An Update
First and foremost, we are so incredibly thankful to all we have received this week. Earlier this week, I posted an Amazon list to Facebook of things we would need after Khadees’s transplant. Within 2 days, everything on the list had been purchased and packages began to arrive. It is so difficult to be in a position of needing things or asking for help, and we hesitated posting the list. Thank you so much for helping make sure he has everything we anticipate him needing after his transplant.
This week, we continued to battle whatever allergy Khadees has with his PICC. We have changed different cleaning agents (CHG, to betadine, to alcohol), hypoallergenic tegaderm, oppsite, etc. and his skin continues to breakdown. Unfortunately, the skin breaks down and sloughs off, causing dressing changes to be as frequent as daily. The dressing changes are excruciatingly painful as his skin is so raw. Yesterday, his transplant team requested he get a new line placed and the old one removed to hopefully prevent another infection, while we figure out the next best step. For whatever reason, his body isn’t tolerating the PICC, this is now the fourth one placed since July. This cycle of PICC causing such a breakdown with his skin is so risky, because the raw skin makes him even more susceptible to infection, as does the frequent dressing changes. When there’s an infection, this causes more stress to the heart, which could cause Khadees to decline quicker. This all isn’t sustainable, so the team is trying to come up with other options. There is a discussion of placing a port, which would also mean an ICD (implantable cardioverter defibrillator) since he wouldn’t be able to wear his life vest with the port.

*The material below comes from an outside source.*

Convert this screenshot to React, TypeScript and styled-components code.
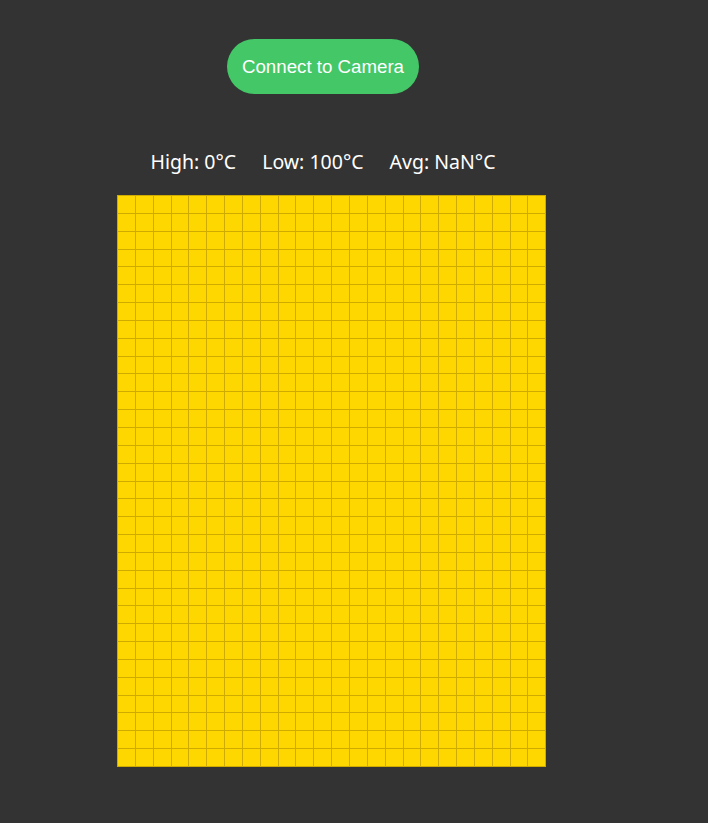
import styled, { createGlobalStyle } from "styled-components";
import { FC } from "react";

const COLS = 24;
const ROWS = 32;

const GlobalStyle = createGlobalStyle`
  html, body {
    margin: 0;
    padding: 0;
    background: #333333;
    min-height: 100%;
  }
  body {
    min-height: 823px;
  }
`;

const Page = styled.div`
  display: flex;
  flex-direction: column;
  align-items: flex-start;
  padding: 39px 0 0 108px;
`;

const Column = styled.div`
  width: 430px;
  display: flex;
  flex-direction: column;
  align-items: center;
`;

const ConnectButton = styled.button`
  height: 55px;
  padding: 0;
  width: 192px;
  border: none;
  border-radius: 28px;
  background: #44c767;
  color: #ffffff;
  font-family: "Liberation Sans", Arial, sans-serif;
  font-size: 18.7px;
  white-space: nowrap;
  cursor: pointer;
`;

const Stats = styled.div`
  display: flex;
  gap: 26px;
  margin-top: 54px;
  color: #ffffff;
  font-family: "Noto Sans", "Open Sans", sans-serif;
  font-size: 19.5px;
  line-height: 28px;
`;

const Grid = styled.div`
  align-self: flex-start;
  margin: 19px 0 0 9px;
  width: 429px;
  display: grid;
  grid-template-columns: repeat(${COLS}, 1fr);
  gap: 1px;
  padding: 1px;
  box-sizing: border-box;
  background: #cfab00;
`;

interface CellProps {
  color: string;
}
const Cell = styled.div<CellProps>`
  aspect-ratio: 1;
  background: ${({ color }) => color};
`;

const App: FC = () => {
  const cells = Array.from({ length: COLS * ROWS }, (_, i) => i);
  return (
    <>
      <GlobalStyle />
      <Page>
        <Column>
          <ConnectButton>Connect to Camera</ConnectButton>
          <Stats>
            <span>High: 0°C</span>
            <span>Low: 100°C</span>
            <span>Avg: NaN°C</span>
          </Stats>
          <Grid>
            {cells.map((i) => (
              <Cell key={i} color="#ffd700" />
            ))}
          </Grid>
        </Column>
      </Page>
    </>
  );
};

export default App;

Khadees has continued to be tired, dizzy, and short of breath, with some days better than others. His best time of the day continues to be the morning, as he has always been a morning person (and I’ve always forgiven him for that, as I am someone who needs multiple doses of caffeine to function). Most days, he spends the majority of the time on the couch or in bed. If he gets a good day where he has more energy, he tries to do what he can, but being out and about usually requires hours or days of recovery. (Today he tried making it to half of Kellan’s soccer game and dinner for our dear friend’s birthday. It ended with him barely making it to the car.) But, we have to take the good moments when we can get them and use that time to do things to keep his spirits high.
He was able to see everyone at his work this week, and we are so thankful for all of his Ohana Family. Khadees doesn’t receive any short-term disability and the time he can get for FMLA is limited. There is a required training once every 6 months, that requires watching a video. His Ohana Family helped get him there, had a wheelchair available to get him to/from, and kept him safe while he was there. I am so thankful that he has such amazing people to help him. (Huge shout out to Daniela for transporting and helping arrange this!)
Many have asked how the kids are and how I am. For me, it is day by day and often moment by moment. As a nurse, my fight or flight reaction often takes over and gets me through the days. The moment it is quiet, I am overwhelmed with all that still needs to be done and how helpless I am in Khadees’s need for a heart. It is also near impossible to take care of 4 people, work, and keep up with the house. My to-do list seems to constantly grow. Khadees and I have always been such a great team, so I am drinking extra caffeine and surviving in chaos. We went to a wedding once, where they said marriage wasn’t 50/50, that sometimes it is 80/20 or 95/5. I know Khadees often gets frustrated or feels bad for not being able to do more, so this is something I constantly remind him of.
As far as the kids, Alice at age 2, still has very little idea anything is happening. However, she has been curious of Khadees’s PICC line, often trying to play with it or tug on it, which has added to our stress. Stella is very emotional and surprisingly observant of lots of things happening. She asked me last week if Khadees is dying. She always manages to ask big questions like this in moments where you don’t have a second to think or excuse yourself, like when I am driving down the road with just the two of us in the car. Kellan has been frustrated and I think mostly with so much being out of his control. He continues to read a lot, which I think is a great escape from reality. Both Kellan and Stella are in therapy to help them process all of these big emotions. When all of this started, we agreed that we wanted to keep the kids in all of their extra curricular activities and keep their lives as normal as possible. I think this has helped, since they have outlets and other things to focus on besides the scary things happening with Daddy.
Many are asking what we need and how they can help. It’s so strange to be in a position to ask for help, and it has been something I have been struggling with, but am trying my best to get better at. Thank you to everyone who has reached out, sent us kind words, prayers, donations, and meals. We are beyond thankful to the amazing village that has supported us through this.